Today it’s had over 30,000 views and is still a very strong performer.
I tried to figure out why it was popular, and produced a few related videos that also did well. After producing several of those, it became clear to me that based on that series of videos, and my large existing library of videos, I would reach 4,000 watch hours within the next 12 months… assuming they stayed popular.
Crossing the Threshold
I kept a close eye on my stats, and by mid-January 2020 I saw that the last 12 months’ worth of watch times had reached the magic 4,000 hour mark.
On January 21st, YouTube sent me an email inviting me to go to the monetization section of YouTube to apply for monetization. I went through the steps there and was told my channel was under review.
Based on what I had read, I expected the review to take a week or two.
The next day – January 22 – I received another email.
That was quick!
I turned on monetization on the most popular videos, and now I’m earning some money again. I’ll share my experiences in the partner program later, once I have a few months under my belt.
Here are a few of the lessons I learned on the route back to YouTube Partner status:
- Try something different. If your current content isn’t drawing enough traffic, mix it up a bit. It doesn’t have to be radically different from what you normally post, but try a different angle and watch the analytics.

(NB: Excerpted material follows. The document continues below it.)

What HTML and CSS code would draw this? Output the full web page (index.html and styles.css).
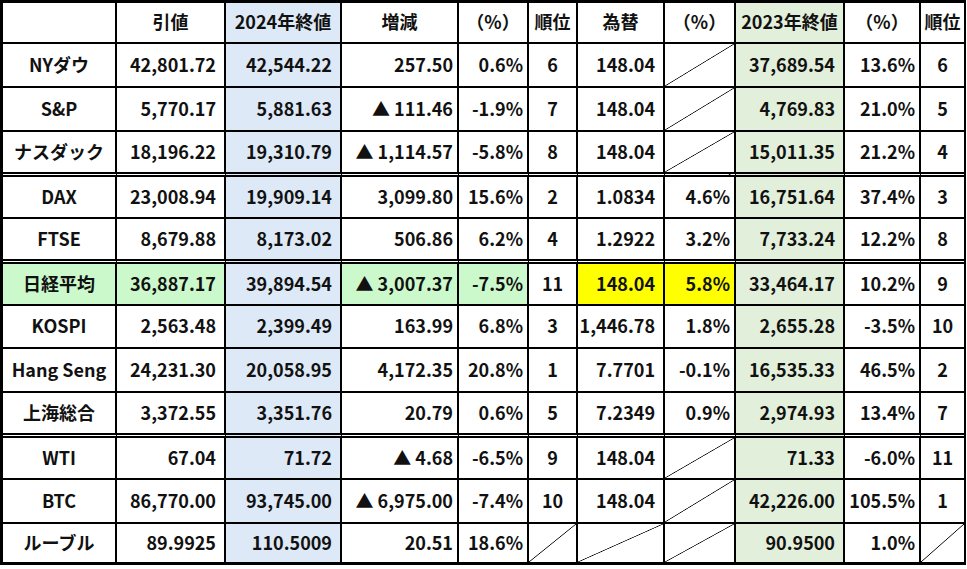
FILE: index.html
```html
<!DOCTYPE html>
<html lang="ja">
<head>
<meta charset="utf-8">
<title>指数比較</title>
<link rel="stylesheet" href="styles.css">
</head>
<body>
<table class="sheet">
  <thead>
    <tr>
      <th class="w-name"></th>
      <th class="w-num">引値</th>
      <th class="w-y24 c24">2024年終値</th>
      <th class="w-diff">増減</th>
      <th class="w-pct">（%）</th>
      <th class="w-rank">順位</th>
      <th class="w-fx">為替</th>
      <th class="w-fxp">（%）</th>
      <th class="w-num c23">2023年終値</th>
      <th class="w-pct2">（%）</th>
      <th class="w-rank2">順位</th>
    </tr>
  </thead>
  <tbody>
    <tr>
      <td class="name">NYダウ</td><td class="num">42,801.72</td><td class="num c24">42,544.22</td><td class="pct">257.50</td><td class="pct">0.6%</td><td class="rank">6</td><td class="num">148.04</td><td class="na"></td><td class="num c23">37,689.54</td><td class="pct">13.6%</td><td class="rank">6</td>
    </tr>
    <tr>
      <td class="name">S&amp;P</td><td class="num">5,770.17</td><td class="num c24">5,881.63</td><td class="pct">▲ 111.46</td><td class="pct">-1.9%</td><td class="rank">7</td><td class="num">148.04</td><td class="na"></td><td class="num c23">4,769.83</td><td class="pct">21.0%</td><td class="rank">5</td>
    </tr>
    <tr class="sep">
      <td class="name">ナスダック</td><td class="num">18,196.22</td><td class="num c24">19,310.79</td><td class="pct">▲ 1,114.57</td><td class="pct">-5.8%</td><td class="rank">8</td><td class="num">148.04</td><td class="na"></td><td class="num c23">15,011.35</td><td class="pct">21.2%</td><td class="rank">4</td>
    </tr>
    <tr>
      <td class="name">DAX</td><td class="num">23,008.94</td><td class="num c24">19,909.14</td><td class="pct">3,099.80</td><td class="pct">15.6%</td><td class="rank">2</td><td class="num">1.0834</td><td class="pct">4.6%</td><td class="num c23">16,751.64</td><td class="pct">37.4%</td><td class="rank">3</td>
    </tr>
    <tr class="sep">
      <td class="name">FTSE</td><td class="num">8,679.88</td><td class="num c24">8,173.02</td><td class="pct">506.86</td><td class="pct">6.2%</td><td class="rank">4</td><td class="num">1.2922</td><td class="pct">3.2%</td><td class="num c23">7,733.24</td><td class="pct">12.2%</td><td class="rank">8</td>
    </tr>
    <tr>
      <td class="name hl">日経平均</td><td class="num hl">36,887.17</td><td class="num c24">39,894.54</td><td class="pct hl">▲ 3,007.37</td><td class="pct hl">-7.5%</td><td class="rank">11</td><td class="num ye">148.04</td><td class="pct ye">5.8%</td><td class="num c23">33,464.17</td><td class="pct">10.2%</td><td class="rank">9</td>
    </tr>
    <tr>
      <td class="name">KOSPI</td><td class="num">2,563.48</td><td class="num c24">2,399.49</td><td class="pct">163.99</td><td class="pct">6.8%</td><td class="rank">3</td><td class="num">1,446.78</td><td class="pct">1.8%</td><td class="num c23">2,655.28</td><td class="pct">-3.5%</td><td class="rank">10</td>
    </tr>
    <tr>
      <td class="name">Hang Seng</td><td class="num">24,231.30</td><td class="num c24">20,058.95</td><td class="pct">4,172.35</td><td class="pct">20.8%</td><td class="rank">1</td><td class="num">7.7701</td><td class="pct">-0.1%</td><td class="num c23">16,535.33</td><td class="pct">46.5%</td><td class="rank">2</td>
    </tr>
    <tr class="sep">
      <td class="name">上海総合</td><td class="num">3,372.55</td><td class="num c24">3,351.76</td><td class="pct">20.79</td><td class="pct">0.6%</td><td class="rank">5</td><td class="num">7.2349</td><td class="pct">0.9%</td><td class="num c23">2,974.93</td><td class="pct">13.4%</td><td class="rank">7</td>
    </tr>
    <tr>
      <td class="name">WTI</td><td class="num">67.04</td><td class="num c24">71.72</td><td class="pct">▲ 4.68</td><td class="pct">-6.5%</td><td class="rank">9</td><td class="num">148.04</td><td class="na"></td><td class="num c23">71.33</td><td class="pct">-6.0%</td><td class="rank">11</td>
    </tr>
    <tr>
      <td class="name">BTC</td><td class="num">86,770.00</td><td class="num c24">93,745.00</td><td class="pct">▲ 6,975.00</td><td class="pct">-7.4%</td><td class="rank">10</td><td class="num">148.04</td><td class="na"></td><td class="num c23">42,226.00</td><td class="pct">105.5%</td><td class="rank">1</td>
    </tr>
    <tr>
      <td class="name">ルーブル</td><td class="num">89.9925</td><td class="num c24">110.5009</td><td class="pct">20.51</td><td class="pct">18.6%</td><td class="na"></td><td class="na"></td><td class="na"></td><td class="num c23">90.9500</td><td class="pct">1.0%</td><td class="na"></td>
    </tr>
  </tbody>
</table>
</body>
</html>
```
FILE: styles.css
```css
html, body {
  margin: 0;
  padding: 0;
  background: #fff;
}

.sheet {
  border-collapse: separate;
  border-spacing: 0;
  table-layout: fixed;
  width: 966px;
  border: 3px solid #000;
  border-right-width: 2px;
  font-family: "Noto Sans CJK JP", "Noto Sans", sans-serif;
  font-weight: 700;
  font-size: 18px;
  color: #111;
}

.sheet th,
.sheet td {
  box-sizing: border-box;
  padding: 0 0 3px 0;
  border-right: 2px solid #000;
  border-bottom: 2px solid #000;
  white-space: nowrap;
  overflow: hidden;
  vertical-align: middle;
  line-height: 1;
}

.sheet th:last-child,
.sheet td:last-child {
  border-right: none;
}

.sheet tbody tr:last-child td {
  border-bottom: none;
}

.sheet th {
  text-align: center;
  font-weight: 700;
}

/* column widths (border-box) */
.w-name { width: 114px; }
.w-num { width: 109px; }
.w-y24 { width: 116px; }
.w-diff { width: 117px; }
.w-pct { width: 70px; }
.w-rank { width: 49px; }
.w-fx { width: 87px; }
.w-fxp { width: 71px; }
.w-pct2 { width: 76px; }
.w-rank2 { width: 43px; }

/* row heights */
.sheet thead tr { height: 41px; }
.sheet tbody tr { height: 44px; }
.sheet tbody tr.sep { height: 45px; }
.sheet tbody tr:nth-child(4),
.sheet tbody tr:nth-child(6),
.sheet tbody tr:nth-child(10) { height: 42px; }
.sheet tbody tr:nth-child(7) { height: 43px; }
.sheet tbody tr:last-child { height: 38px; }

.sheet tr.sep td {
  border-bottom: 5px double #000;
}

/* cell kinds */
.name {
  text-align: center;
}

.num {
  text-align: right;
  padding-right: 8px !important;
}

.pct {
  text-align: right;
  padding-right: 4px !important;
}

.rank {
  text-align: center;
}

/* fills */
.c24 { background: #dde9f6; }
.c23 { background: #e2efda; }
.hl { background: #ccf9cc; }
.ye { background: #ffff00; }

.na {
  background: linear-gradient(to bottom right,
    transparent calc(50% - 0.7px),
    #000 50%,
    transparent calc(50% + 0.7px));
}
```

- Double down on what’s working. Watch what video or videos is getting traffic, and do more of that.
- Work hard on your SEO. YouTube is a search engine, so many of the normal search engine optimization (SEO) techniques apply. Good and appropriate descriptions are key. I used the Vidiq plugin to get recommendations on my own videos and to examine how others’ videos were getting traffic.
- Keep uploading. It might be frustrating when you’re not moving the needle much, but you’re not going to get more traffic if you stop uploading. Keep at it.
- Subscribers don’t matter much. I have 1500 subscribers, more or less, but 95% of my views and watch time comes from non-subscribers. I enjoy the engagement and I do like the people who subscribe, but they’re a small drop in the bucket of watch time.
I hope this helps those who are seeking to gain (or regain) their YouTube partner status.